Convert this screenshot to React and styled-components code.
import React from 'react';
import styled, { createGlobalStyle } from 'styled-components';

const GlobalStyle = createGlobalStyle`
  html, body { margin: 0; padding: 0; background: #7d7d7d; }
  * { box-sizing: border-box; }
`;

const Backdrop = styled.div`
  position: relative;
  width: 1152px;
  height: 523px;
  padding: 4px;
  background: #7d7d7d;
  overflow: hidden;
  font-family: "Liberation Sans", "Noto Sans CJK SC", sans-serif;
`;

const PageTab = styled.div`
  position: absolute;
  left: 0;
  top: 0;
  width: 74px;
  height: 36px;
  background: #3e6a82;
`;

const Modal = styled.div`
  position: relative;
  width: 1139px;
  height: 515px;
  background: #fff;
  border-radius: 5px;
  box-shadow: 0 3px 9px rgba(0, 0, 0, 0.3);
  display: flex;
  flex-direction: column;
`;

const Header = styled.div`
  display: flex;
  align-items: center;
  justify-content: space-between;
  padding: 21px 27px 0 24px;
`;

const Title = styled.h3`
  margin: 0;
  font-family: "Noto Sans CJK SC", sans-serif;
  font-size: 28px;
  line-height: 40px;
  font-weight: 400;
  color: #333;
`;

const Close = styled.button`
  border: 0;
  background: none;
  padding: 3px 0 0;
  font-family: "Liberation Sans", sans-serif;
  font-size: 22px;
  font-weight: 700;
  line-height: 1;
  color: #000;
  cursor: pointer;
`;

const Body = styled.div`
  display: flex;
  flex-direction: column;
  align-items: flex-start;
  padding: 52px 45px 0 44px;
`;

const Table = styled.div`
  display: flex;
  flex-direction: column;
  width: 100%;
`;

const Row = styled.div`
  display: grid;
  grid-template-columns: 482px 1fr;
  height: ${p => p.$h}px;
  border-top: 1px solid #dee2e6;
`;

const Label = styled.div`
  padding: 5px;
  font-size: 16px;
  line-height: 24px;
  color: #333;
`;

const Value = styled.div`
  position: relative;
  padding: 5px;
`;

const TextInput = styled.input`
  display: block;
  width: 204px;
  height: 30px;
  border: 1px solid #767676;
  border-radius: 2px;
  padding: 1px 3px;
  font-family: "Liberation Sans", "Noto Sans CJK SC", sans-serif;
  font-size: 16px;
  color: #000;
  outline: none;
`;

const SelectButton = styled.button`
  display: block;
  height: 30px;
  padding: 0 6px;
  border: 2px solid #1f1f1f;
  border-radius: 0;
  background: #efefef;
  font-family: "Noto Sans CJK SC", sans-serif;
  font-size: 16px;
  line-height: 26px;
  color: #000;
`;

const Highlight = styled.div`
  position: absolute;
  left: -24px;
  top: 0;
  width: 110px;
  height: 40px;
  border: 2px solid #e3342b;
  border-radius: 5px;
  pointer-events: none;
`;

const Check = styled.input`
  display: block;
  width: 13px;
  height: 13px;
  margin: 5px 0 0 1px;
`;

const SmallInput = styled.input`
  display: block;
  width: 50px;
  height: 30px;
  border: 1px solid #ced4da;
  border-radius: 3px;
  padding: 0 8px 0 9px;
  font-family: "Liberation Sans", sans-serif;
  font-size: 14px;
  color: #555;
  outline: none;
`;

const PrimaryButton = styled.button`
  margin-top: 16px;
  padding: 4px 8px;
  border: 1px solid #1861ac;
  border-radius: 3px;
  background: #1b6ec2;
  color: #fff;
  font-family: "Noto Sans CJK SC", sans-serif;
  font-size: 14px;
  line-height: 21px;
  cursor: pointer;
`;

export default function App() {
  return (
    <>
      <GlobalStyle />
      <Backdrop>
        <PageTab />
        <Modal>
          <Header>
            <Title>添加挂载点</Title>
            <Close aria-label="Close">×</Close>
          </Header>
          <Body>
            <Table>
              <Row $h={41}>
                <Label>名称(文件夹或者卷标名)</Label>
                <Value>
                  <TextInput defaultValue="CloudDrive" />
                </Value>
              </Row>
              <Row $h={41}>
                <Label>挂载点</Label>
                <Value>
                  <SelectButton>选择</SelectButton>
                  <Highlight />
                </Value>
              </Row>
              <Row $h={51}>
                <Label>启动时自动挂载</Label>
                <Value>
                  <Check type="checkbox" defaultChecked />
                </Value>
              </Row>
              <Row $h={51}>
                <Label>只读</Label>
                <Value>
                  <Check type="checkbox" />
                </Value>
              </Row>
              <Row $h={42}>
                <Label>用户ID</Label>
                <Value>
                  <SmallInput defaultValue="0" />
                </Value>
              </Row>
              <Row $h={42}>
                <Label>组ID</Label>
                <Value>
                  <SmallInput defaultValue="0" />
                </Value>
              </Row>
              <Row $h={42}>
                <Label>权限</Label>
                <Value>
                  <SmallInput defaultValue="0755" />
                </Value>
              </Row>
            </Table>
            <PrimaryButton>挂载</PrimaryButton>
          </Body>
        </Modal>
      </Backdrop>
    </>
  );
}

§ Description of the task: Copy all of the material word for word.

§ Final result:
Convert this screenshot to React and styled-components code.
import React from 'react';
import styled, { createGlobalStyle } from 'styled-components';

const GlobalStyle = createGlobalStyle`
  html, body { margin: 0; padding: 0; background: #7d7d7d; }
  * { box-sizing: border-box; }
`;

const Backdrop = styled.div`
  position: relative;
  width: 1152px;
  height: 523px;
  padding: 4px;
  background: #7d7d7d;
  overflow: hidden;
  font-family: "Liberation Sans", "Noto Sans CJK SC", sans-serif;
`;

const PageTab = styled.div`
  position: absolute;
  left: 0;
  top: 0;
  width: 74px;
  height: 36px;
  background: #3e6a82;
`;

const Modal = styled.div`
  position: relative;
  width: 1139px;
  height: 515px;
  background: #fff;
  border-radius: 5px;
  box-shadow: 0 3px 9px rgba(0, 0, 0, 0.3);
  display: flex;
  flex-direction: column;
`;

const Header = styled.div`
  display: flex;
  align-items: center;
  justify-content: space-between;
  padding: 21px 27px 0 24px;
`;

const Title = styled.h3`
  margin: 0;
  font-family: "Noto Sans CJK SC", sans-serif;
  font-size: 28px;
  line-height: 40px;
  font-weight: 400;
  color: #333;
`;

const Close = styled.button`
  border: 0;
  background: none;
  padding: 3px 0 0;
  font-family: "Liberation Sans", sans-serif;
  font-size: 22px;
  font-weight: 700;
  line-height: 1;
  color: #000;
  cursor: pointer;
`;

const Body = styled.div`
  display: flex;
  flex-direction: column;
  align-items: flex-start;
  padding: 52px 45px 0 44px;
`;

const Table = styled.div`
  display: flex;
  flex-direction: column;
  width: 100%;
`;

const Row = styled.div`
  display: grid;
  grid-template-columns: 482px 1fr;
  height: ${p => p.$h}px;
  border-top: 1px solid #dee2e6;
`;

const Label = styled.div`
  padding: 5px;
  font-size: 16px;
  line-height: 24px;
  color: #333;
`;

const Value = styled.div`
  position: relative;
  padding: 5px;
`;

const TextInput = styled.input`
  display: block;
  width: 204px;
  height: 30px;
  border: 1px solid #767676;
  border-radius: 2px;
  padding: 1px 3px;
  font-family: "Liberation Sans", "Noto Sans CJK SC", sans-serif;
  font-size: 16px;
  color: #000;
  outline: none;
`;

const SelectButton = styled.button`
  display: block;
  height: 30px;
  padding: 0 6px;
  border: 2px solid #1f1f1f;
  border-radius: 0;
  background: #efefef;
  font-family: "Noto Sans CJK SC", sans-serif;
  font-size: 16px;
  line-height: 26px;
  color: #000;
`;

const Highlight = styled.div`
  position: absolute;
  left: -24px;
  top: 0;
  width: 110px;
  height: 40px;
  border: 2px solid #e3342b;
  border-radius: 5px;
  pointer-events: none;
`;

const Check = styled.input`
  display: block;
  width: 13px;
  height: 13px;
  margin: 5px 0 0 1px;
`;

const SmallInput = styled.input`
  display: block;
  width: 50px;
  height: 30px;
  border: 1px solid #ced4da;
  border-radius: 3px;
  padding: 0 8px 0 9px;
  font-family: "Liberation Sans", sans-serif;
  font-size: 14px;
  color: #555;
  outline: none;
`;

const PrimaryButton = styled.button`
  margin-top: 16px;
  padding: 4px 8px;
  border: 1px solid #1861ac;
  border-radius: 3px;
  background: #1b6ec2;
  color: #fff;
  font-family: "Noto Sans CJK SC", sans-serif;
  font-size: 14px;
  line-height: 21px;
  cursor: pointer;
`;

export default function App() {
  return (
    <>
      <GlobalStyle />
      <Backdrop>
        <PageTab />
        <Modal>
          <Header>
            <Title>添加挂载点</Title>
            <Close aria-label="Close">×</Close>
          </Header>
          <Body>
            <Table>
              <Row $h={41}>
                <Label>名称(文件夹或者卷标名)</Label>
                <Value>
                  <TextInput defaultValue="CloudDrive" />
                </Value>
              </Row>
              <Row $h={41}>
                <Label>挂载点</Label>
                <Value>
                  <SelectButton>选择</SelectButton>
                  <Highlight />
                </Value>
              </Row>
              <Row $h={51}>
                <Label>启动时自动挂载</Label>
                <Value>
                  <Check type="checkbox" defaultChecked />
                </Value>
              </Row>
              <Row $h={51}>
                <Label>只读</Label>
                <Value>
                  <Check type="checkbox" />
                </Value>
              </Row>
              <Row $h={42}>
                <Label>用户ID</Label>
                <Value>
                  <SmallInput defaultValue="0" />
                </Value>
              </Row>
              <Row $h={42}>
                <Label>组ID</Label>
                <Value>
                  <SmallInput defaultValue="0" />
                </Value>
              </Row>
              <Row $h={42}>
                <Label>权限</Label>
                <Value>
                  <SmallInput defaultValue="0755" />
                </Value>
              </Row>
            </Table>
            <PrimaryButton>挂载</PrimaryButton>
          </Body>
        </Modal>
      </Backdrop>
    </>
  );
}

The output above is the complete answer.